A big Irish scrum might, with a different referee, have afforded Sexton a 45 metre penalty to win the match, but instead Nigel Owens pinged the Ireland scrum for wheeling and the All Blacks went up the line, recycled off the ensuing lineout, and Carter landed a drop goal.
Ireland could have rewritten history. Instead, that game was virtually airbrushed from history by what happened a week later, and the 60-0 Hamilton horror show probably left Declan Kidney’s tenure irreparably damaged.
Then, as this time, the third Test will come in the 52nd week of Ireland’s season. No wonder Schmidt looked troubled.
“We’d love it if it was consistent across three performances, as long as that consistency is at a very high level,” he said. “It’s going to be difficult. . . We’re going to have to utilise the squad we take, and I think that’s going to present challenges in itself. We may have to break up combinations and try new combinations. But that’s part of the investment side of it and it’s also part of the performance side of it, because if we can get them to work hard for each other then hopefully we can get three consistent performances at a very high level. It will be very tough to do.”
That Leinster, Munster and Ulster did not reach the knock-out stages of the European Champions Cup was a blessing in disguise, giving all their players three weeks respite on the seasonal run-in, even if an all-Irish Guinness Pro12 final would ultimately exact a heavy toll.
New South Africa coach Allister Coetzee has named nine uncapped players in his 31-man squad. “Some of the media comment is that they are going to be a little bit more expansive. I thought Heyneke Meyer had them mixing their game up a fair bit anyway, so I don’t expect anything massively different,” said Schmidt. “There are a number of the same personnel there. We know they’re going to be incredibly strong in the midfield . . . they are spoiled for choice really; is it Jan Serfontein, or is it Jesse Kriel or Damian de Allende? They’ve been outstanding.”
“Up front we have already discussed them briefly and there are some guys who missed out up front who are incredibly good players; a guy like Vincent Koch, for example, who plays for The Stormers.

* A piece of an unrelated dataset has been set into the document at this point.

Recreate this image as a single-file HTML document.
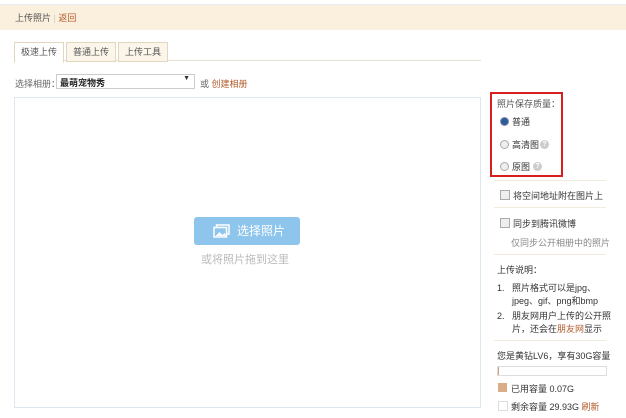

It is just so competitive to get into their squad, so whatever they do come up with and what they’re going to deliver, it’s going to be very hard to break down.”
“They’ve talked a little bit about their nine, and having three news nines, but Nic Groom reminds me a little bit of Neil de Kock, who plays with Saracens. He is just so efficient, and a great passing game. Faf de Klerk is a weapon around the fringes and really dangerous. Rudy Paige was with them at the World Cup and has had a fair bit of experience in that Springbok environment already and is a leader for the Blue Bulls.”
“I think anywhere they’re inexperienced, they’ve got great talent and anywhere they’re experienced, they’ve got great talent. As Andy [Farrell] said, that’s part of what is the excitement and the challenge.”
“Talking to the All Blacks who were there in ’96, and that’s how long it took them to finally topple the Springbok in South Africa, it was pretty important for them. It made a mark on them. It was something that they certainly cherished.”
“I still remember watching the game and at the end of the Test match when Sean Fitzpatrick sort of slumped on his knees, but was visibly satisfied that they’d finally got that monkey off their back. That’s how tough it is to go over there and win.”
For Ireland to retain a high standard and remain competitive throughout each of the three Tests would also be an achievement or sorts.
For Ireland to nick one and make history, the opening Test at sea level in Cape Town looks the most winnable. But heading to altitude in Johannesburg 1-0 down could suddenly start to make it look like a long tour, all the more so if there are any more unfavourable doctor’s reports.